Sharp is a member of the Royal Cruising Club and Royal Channel Islands Yacht Club. He is a founder of PS Racing Ltd, a sports-management company which operates OceansLab – Race to Zero Emissions. A key campaign objective is to compete in the Everest of Sailing, the Vendee Globe solo, non-stop, around the world race, while being powered by wind and a Genevos Hydrogen Power Module.

In 2023 he commissioned his new boat Oceanslab.

== Records ==

- 2019: Monohull (40 ft and single-handed) for Around the Isle of Wight.
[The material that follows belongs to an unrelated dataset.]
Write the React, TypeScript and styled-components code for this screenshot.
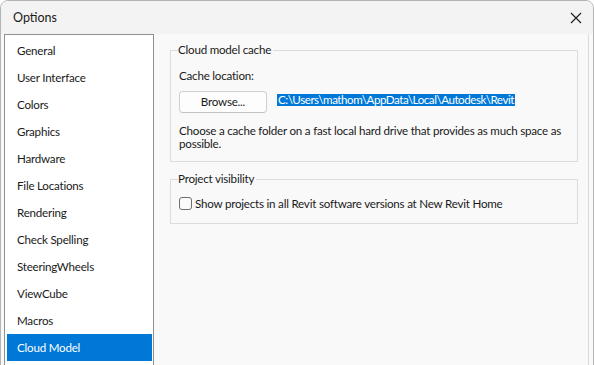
import React from "react";
import styled, { createGlobalStyle } from "styled-components";

const Global = createGlobalStyle`
  html, body { margin: 0; padding: 0; background: #ffffff; }
  body { font-family: "Segoe UI", Lato, "Noto Sans", sans-serif; }
  #root { width: 594px; height: 365px; overflow: hidden; }
`;

const Window = styled.div`
  box-sizing: border-box;
  width: 594px;
  height: 375px;
  border: 1px solid #b4b4b4;
  border-radius: 8px 8px 0 0;
  background: #f9f9f9;
  display: flex;
  flex-direction: column;
  overflow: hidden;
  font-size: 11.6px;
  letter-spacing: -0.22px;
  color: #1a1a1a;
`;

const TitleBar = styled.div`
  height: 33px;
  flex: none;
  background: #f3f3f3;
  display: flex;
  align-items: center;
  justify-content: space-between;
  padding: 0 10px 0 12px;
  font-size: 12.5px;
  letter-spacing: 0;
  color: #1b1b1b;
`;

const CloseButton = styled.div`
  width: 14px;
  height: 14px;
  display: flex;
  align-items: center;
  justify-content: center;
`;

const Body = styled.div`
  flex: 1;
  display: flex;
  padding: 0 4px 0 3px;
  gap: 4px;
`;

const ListBox = styled.div`
  box-sizing: border-box;
  width: 150px;
  flex: none;
  background: #ffffff;
  border: 1px solid #8f8f8f;
  padding: 2px 1px 0 2px;
  display: flex;
  flex-direction: column;
`;

const ListItem = styled.div<{ $selected?: boolean }>`
  height: 27px;
  display: flex;
  align-items: center;
  padding-left: 10px;
  background: ${(p) => (p.$selected ? "#0078d7" : "transparent")};
  color: ${(p) => (p.$selected ? "#ffffff" : "#1a1a1a")};
`;

const Panel = styled.div`
  flex: 1;
  border-right: 1px solid #dadada;
  padding: 8px 10px 0 12px;
  display: flex;
  flex-direction: column;
  gap: 9px;
`;

const Group = styled.fieldset<{ $bottom: number }>`
  margin: 0;
  min-width: 0;
  border: 1px solid #dcdcdc;
  border-radius: 0;
  padding: 0 8px ${(p) => p.$bottom}px 8px;
  display: flex;
  flex-direction: column;
`;

const Legend = styled.legend`
  padding: 0 2px 0 0;
  margin-left: -1px;
  line-height: 16px;
`;

const Label = styled.div`
  line-height: 15px;
  margin-top: 10px;
`;

const BrowseRow = styled.div`
  display: flex;
  align-items: center;
  gap: 10px;
  margin-top: 8px;
`;

const Button = styled.div`
  box-sizing: border-box;
  width: 88px;
  height: 22px;
  border: 1px solid #d0d0d0;
  border-bottom-color: #c2c2c2;
  border-radius: 4px;
  background: #fdfdfd;
  display: flex;
  align-items: center;
  justify-content: center;
  line-height: 1;
`;

const PathText = styled.span`
  background: #0078d7;
  color: #ffffff;
  line-height: 12px;
  letter-spacing: -0.46px;
  padding: 0 1px;
  margin-top: -4px;
`;

const Description = styled.div`
  margin-top: 11px;
  line-height: 13px;
`;

const CheckRow = styled.label`
  display: flex;
  align-items: center;
  gap: 3px;
  margin-top: 9px;
  line-height: 15px;
`;

const CheckBox = styled.span`
  box-sizing: border-box;
  width: 13px;
  height: 13px;
  border: 1px solid #6e6e6e;
  border-radius: 3px;
  background: #fbfbfb;
`;

const items = [
  "General",
  "User Interface",
  "Colors",
  "Graphics",
  "Hardware",
  "File Locations",
  "Rendering",
  "Check Spelling",
  "SteeringWheels",
  "ViewCube",
  "Macros",
  "Cloud Model",
];

export default function App() {
  return (
    <>
      <Global />
      <Window>
        <TitleBar>
          <span>Options</span>
          <CloseButton>
            <svg width="12" height="12" viewBox="0 0 12 12">
              <path d="M1 1 L11 11 M11 1 L1 11" stroke="#1b1b1b" strokeWidth="1.1" fill="none" />
            </svg>
          </CloseButton>
        </TitleBar>
        <Body>
          <ListBox>
            {items.map((it) => (
              <ListItem key={it} $selected={it === "Cloud Model"}>
                {it}
              </ListItem>
            ))}
          </ListBox>
          <Panel>
            <Group $bottom={11}>
              <Legend>Cloud model cache</Legend>
              <Label>Cache location:</Label>
              <BrowseRow>
                <Button>Browse...</Button>
                <PathText>C:\Users\mathom\AppData\Local\Autodesk\Revit</PathText>
              </BrowseRow>
              <Description>
                Choose a cache folder on a fast local hard drive that provides as much space as possible.
              </Description>
            </Group>
            <Group $bottom={12}>
              <Legend>Project visibility</Legend>
              <CheckRow>
                <CheckBox />
                <span>Show projects in all Revit software versions at New Revit Home</span>
              </CheckRow>
            </Group>
          </Panel>
        </Body>
      </Window>
    </>
  );
}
Starting and finishing on 19 December 2019, the distance of 50 nmi was sailed at an average speed of 9.83 kn in 5 hours, 5 minutes and 4 seconds.
- 2018: Monohull (crewed, up to 40 feet) for the Round Britain and Ireland. Starting on 12 August 2018, the distance of 1773 nmi sailed was covered at an average speed of 9.03 kn in 8 days, 4 hours, 14 minutes.
- 2016: Monohull and multihull (single-handed up to 60 feet) for the Channel (Cowes, Isle of Wight – Dinard, Brittany). The route distance of 138 nmi was covered on 24 November in 9 hours 3 minutes with an average speed of 15.25 kn 15.25 kn (28.24 km/h).